I digress. Because also as a DH neophyte, I don’t feel quite confident enough in my knowledge of DH to give a full critique. Instead, I will focus on something else: I have been quite taken with the number and quality of thoughtful, eloquent responses and critiques in kind. I’ve gathered them here, as food for thought:
- Grace Afsari-Mamagani ("In Defense of DH") makes the excellent point that DH is “a matter of combatting erasure: how might we criticize and then reappropriate the tools that have become so ubiquitous outside the academy so that they help us do the hard work of situating our texts and our research within discourses of race, ethnicity, gender, sexuality, disability, and socioeconomics?” and that “project-based learning can be a powerful mechanism for allowing thinkers to engage with one another and with their communities, academic and otherwise”
- Schuyler Esprit (twitter: @schuyleresprit) made a number of remarks on twitter, helpfully amalgamated in Storify. Her succinct responses brought together are quite powerful in their individual narrative and the the understanding of DH as a tool for making research happen, contributing greatly to her formation as a scholar.

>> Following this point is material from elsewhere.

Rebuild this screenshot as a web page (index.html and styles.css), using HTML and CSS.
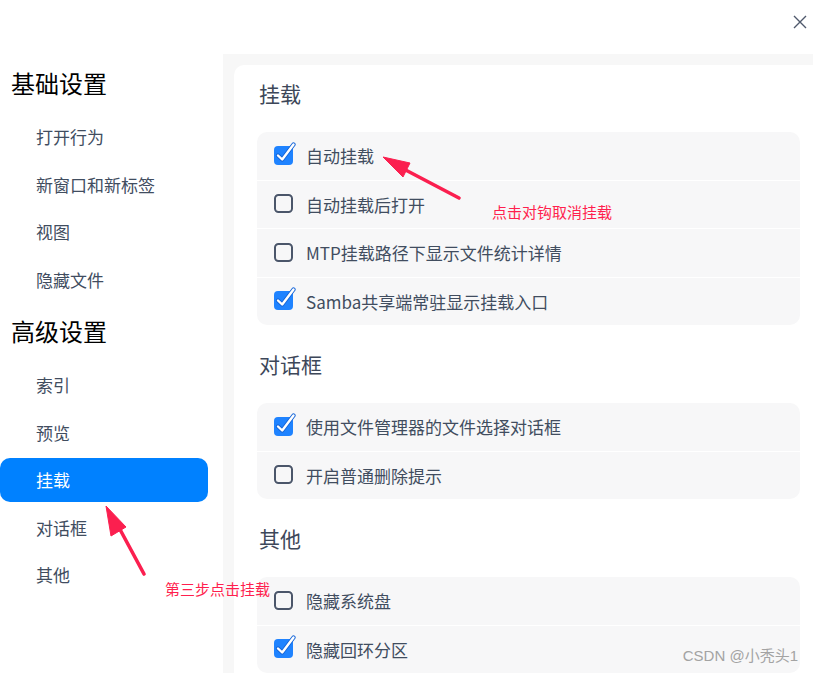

- Amardeep Singh (“In Defense of Digital Tools [by a Non-Tool]") acknowledges both the background of the authors but also their tenor, questioning the exact ways the pre- and post-DH academic world (“elitist” and “utterly dependent on a capitalist economic system” even 20 years ago) has contributed to the further demarginalization of certain sectors of academia. In the interest of not “branding,” he suggests that “what we do need is to find more democratic and inclusive ways of thinking about the value of scholarship and scholarly communities.”
- Alan Jacobs ("Critiquing the Critique of the Digital Humanities") clearly states “I am not a digital humanist” from the get-go, yet makes several excellent points, including UVa’s establishment of a widely-recognized journal of literary criticism (against the backdrop of its DH scholars contributing to the downfall of the university system, no less!). He also questions the article's claim regarding the liaison between universities and the “military-industrial complex” as a DH-induced phenomenon: “Do ABG [the authors] really mean to suggest that in all this long entanglement of universities with big business and government the humanities managed to maintain their virginity until DH came along?” And finally, in a move to see DHers as against the constraints of Big Businesses, Jacobs points out how we use our knowledge and expertise to work for our own research purposes, rather than large tech companies.
- One last point that has been running through the back of my mind is stated by Jacobs matter-of-factly: “I am not sure to what extent I want to see neoliberalism vanquished, because I am not sure what neoliberalism is.” Bravo.
- And finally, from my own field of Mediterranean archaeology, Bill Caraher contributes to the discussion with “Digital Humanities and the New Liberal Arts.” Caraher notes the anticipated backlash of the LARB piece, but also recognizes some of the important points that the article makes, imagining the humanities and liberal arts in the 21st century. He rightly notes the “pressures from outside the academy to make higher education relevant to the economic (and political) needs of the community (and our stakeholders),” a trend in the news as of late. He also questions the methodologies and teaching of skill sets - broadly speaking - to university students, and what the future of this is: “If integration and dis-integration of skills represents a constant pressure on how we justify our practice in the classroom and in our disciplines, there is the equal pressure to dissipate and disintegrate disciplinary learning and research across the curriculum.” What are the functions of each course, each discipline, each skill that we teach? Caraher very persuasively uses the LARB article not as a mouthpiece for a “critique about critique,” or really even as a reflection on the Digital Humanities, but more to question the nature and direction of higher education itself. I hope he follows up on these musings, as I found them very insightful.
- ETA: More twitter comments, brought together in Storify and this time from Alan Liu: "On Digital Humanities and 'Critique.'" Liu echoes many of the sentiments of those above, but even better, posts a link to his work-in-progress book, Against the Cultural Singularity: Digital Humanities & Critical Infrastructure Studies, which "bear[s] on the critical potential of the digital humanities and critique." One of the best lines from his text goes completely against the grain of DH's supposed neoliberalist agenda: "The critical potential of this tendency in the digital humanities to be lightly-antifoundationalist can now be stated: it is precisely the ability to treat infrastructure not as a foundation, a given, but instead as a tactical medium that opens the possibility of critical infrastructure studies as a mode of cultural studies."
Last but not least, the comments section of the LARB article has a number of thoughtful responses as well, and I would encourage you to read them, too.
I stand firm in my thoughts that this article encourages divisiveness in the humanities, the university, and the Digital Humanities, rather than bringing disciplines together (as DH frequently does so well!). But most of all, I’d hate for this article to overshadow the wonderful series of interviews organized by my fellow CLIR postdoc Melissa Dinsman,“The Digital in the Humanities” (also, coincidentally, in the LARB). There are three interviews to start, and a number more to come, all offering excellent viewpoints about the relationships between the digital and the humanities. Perhaps use that a starting point for learning about a variety of perspective of what Digital Humanities has to offer the university and researchers in the 21st century.